## Exercise task
List all the lines in these records that hold "this".

--- Start of Dataset records ---

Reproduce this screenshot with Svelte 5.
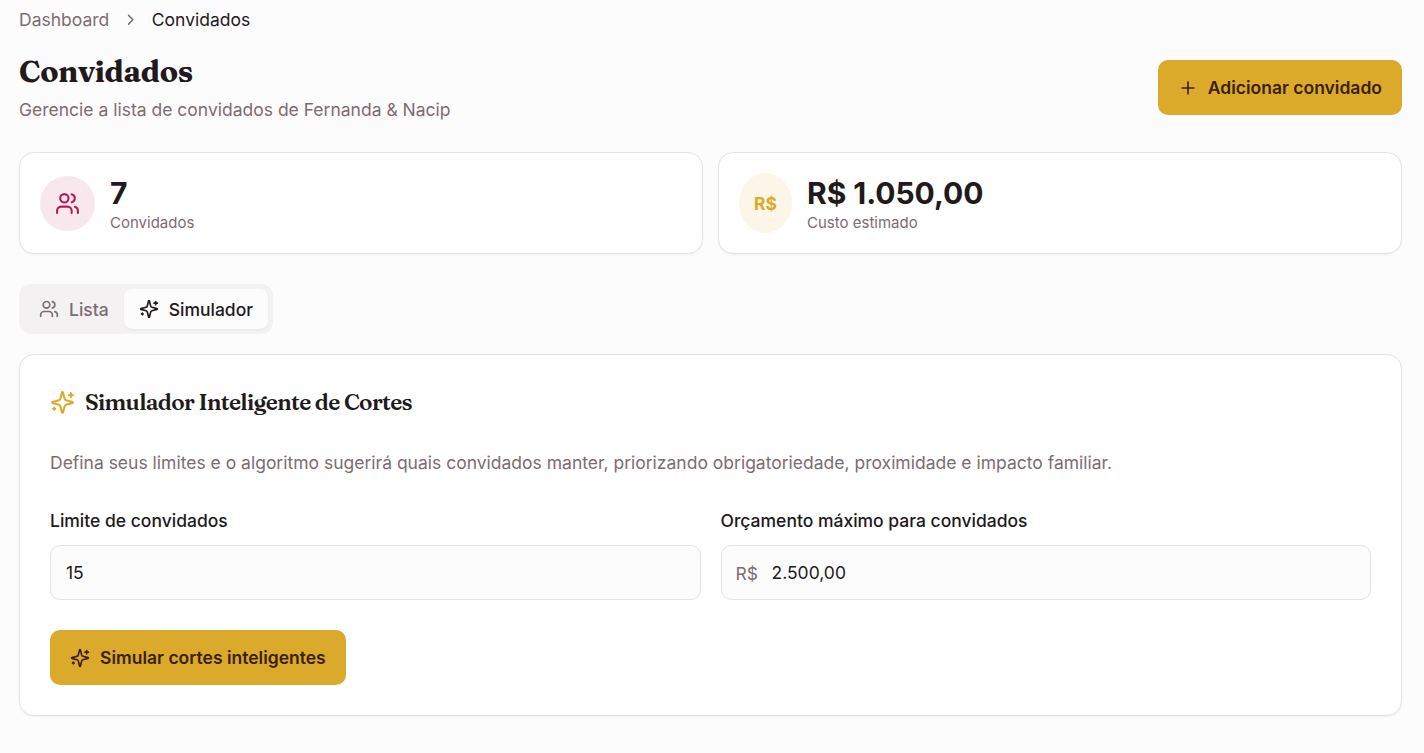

--- End of Dataset records ---
--- Start of Dataset records ---

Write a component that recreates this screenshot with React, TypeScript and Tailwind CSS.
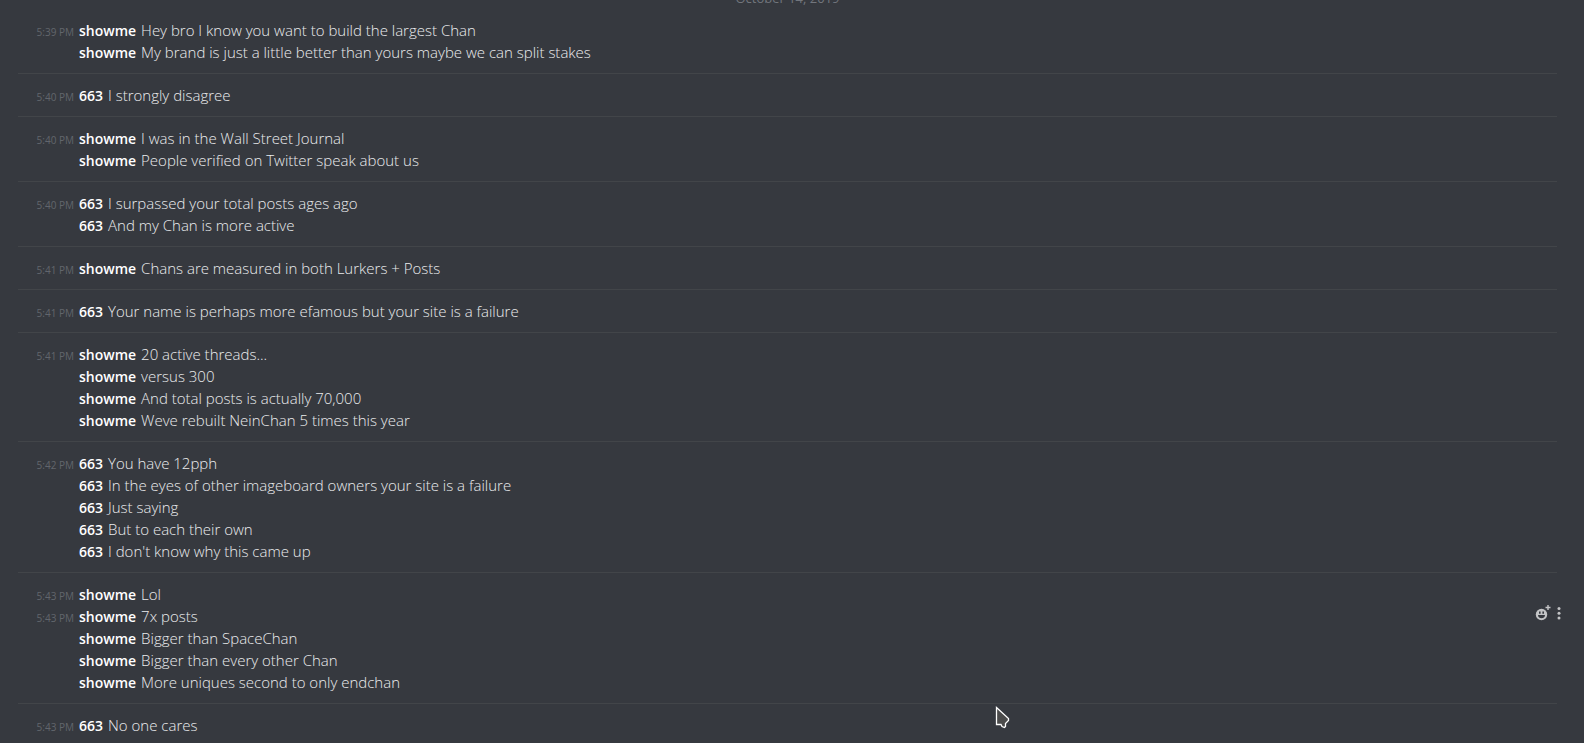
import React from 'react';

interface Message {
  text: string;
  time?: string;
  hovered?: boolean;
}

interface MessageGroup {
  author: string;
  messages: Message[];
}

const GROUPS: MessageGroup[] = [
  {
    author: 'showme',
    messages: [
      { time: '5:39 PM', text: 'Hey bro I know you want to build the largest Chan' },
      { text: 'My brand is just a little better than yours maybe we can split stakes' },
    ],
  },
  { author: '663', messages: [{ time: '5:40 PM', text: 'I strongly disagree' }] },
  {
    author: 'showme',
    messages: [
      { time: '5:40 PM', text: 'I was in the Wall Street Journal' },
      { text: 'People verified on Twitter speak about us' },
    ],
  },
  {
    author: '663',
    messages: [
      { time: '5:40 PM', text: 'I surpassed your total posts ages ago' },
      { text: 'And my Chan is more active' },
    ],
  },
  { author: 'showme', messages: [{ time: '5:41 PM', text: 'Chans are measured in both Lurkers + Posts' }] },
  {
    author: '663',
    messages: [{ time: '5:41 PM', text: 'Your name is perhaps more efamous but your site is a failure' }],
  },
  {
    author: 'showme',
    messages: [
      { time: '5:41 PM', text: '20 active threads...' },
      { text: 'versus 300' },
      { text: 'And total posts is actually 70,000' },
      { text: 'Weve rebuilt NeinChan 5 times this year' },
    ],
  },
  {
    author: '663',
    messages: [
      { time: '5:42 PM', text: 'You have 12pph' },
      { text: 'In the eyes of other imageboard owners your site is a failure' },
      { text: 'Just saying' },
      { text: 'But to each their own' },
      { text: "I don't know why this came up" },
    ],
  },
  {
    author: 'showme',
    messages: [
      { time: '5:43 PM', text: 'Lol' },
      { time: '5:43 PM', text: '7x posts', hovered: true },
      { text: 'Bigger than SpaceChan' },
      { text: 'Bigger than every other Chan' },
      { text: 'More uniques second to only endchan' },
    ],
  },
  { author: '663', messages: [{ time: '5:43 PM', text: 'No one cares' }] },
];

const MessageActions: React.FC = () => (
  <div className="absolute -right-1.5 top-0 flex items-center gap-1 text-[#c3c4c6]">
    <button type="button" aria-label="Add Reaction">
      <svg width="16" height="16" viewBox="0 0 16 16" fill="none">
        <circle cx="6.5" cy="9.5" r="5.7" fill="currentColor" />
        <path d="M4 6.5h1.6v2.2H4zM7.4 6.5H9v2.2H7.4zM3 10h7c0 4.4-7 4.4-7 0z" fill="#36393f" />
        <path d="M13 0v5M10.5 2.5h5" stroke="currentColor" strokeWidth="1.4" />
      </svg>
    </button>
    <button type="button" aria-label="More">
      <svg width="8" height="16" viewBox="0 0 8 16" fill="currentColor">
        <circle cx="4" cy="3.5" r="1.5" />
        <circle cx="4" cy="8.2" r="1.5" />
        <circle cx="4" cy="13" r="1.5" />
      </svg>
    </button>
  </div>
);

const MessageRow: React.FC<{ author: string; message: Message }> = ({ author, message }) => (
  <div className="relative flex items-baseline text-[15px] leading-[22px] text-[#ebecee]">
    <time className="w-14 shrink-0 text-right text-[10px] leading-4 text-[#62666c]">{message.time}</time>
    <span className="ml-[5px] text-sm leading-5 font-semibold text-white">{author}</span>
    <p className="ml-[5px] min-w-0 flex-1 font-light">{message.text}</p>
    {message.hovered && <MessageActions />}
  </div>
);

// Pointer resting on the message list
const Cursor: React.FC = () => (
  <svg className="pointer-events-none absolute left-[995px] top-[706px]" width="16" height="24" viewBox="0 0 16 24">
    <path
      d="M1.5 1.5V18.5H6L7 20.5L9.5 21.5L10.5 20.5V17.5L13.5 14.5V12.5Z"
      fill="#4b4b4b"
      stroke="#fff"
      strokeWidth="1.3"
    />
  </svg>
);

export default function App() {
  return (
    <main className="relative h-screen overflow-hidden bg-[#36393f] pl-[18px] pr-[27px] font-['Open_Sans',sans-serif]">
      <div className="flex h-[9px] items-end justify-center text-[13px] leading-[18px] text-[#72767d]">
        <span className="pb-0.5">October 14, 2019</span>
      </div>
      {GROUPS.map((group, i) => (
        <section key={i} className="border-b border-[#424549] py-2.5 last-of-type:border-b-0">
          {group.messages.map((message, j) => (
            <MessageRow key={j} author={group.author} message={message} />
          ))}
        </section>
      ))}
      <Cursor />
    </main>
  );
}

--- End of Dataset records ---

## Finished exercise
Reproduce this screenshot with Svelte 5.
Write a component that recreates this screenshot with React, TypeScript and Tailwind CSS.
      { text: 'Weve rebuilt NeinChan 5 times this year' },
      { text: "I don't know why this came up" },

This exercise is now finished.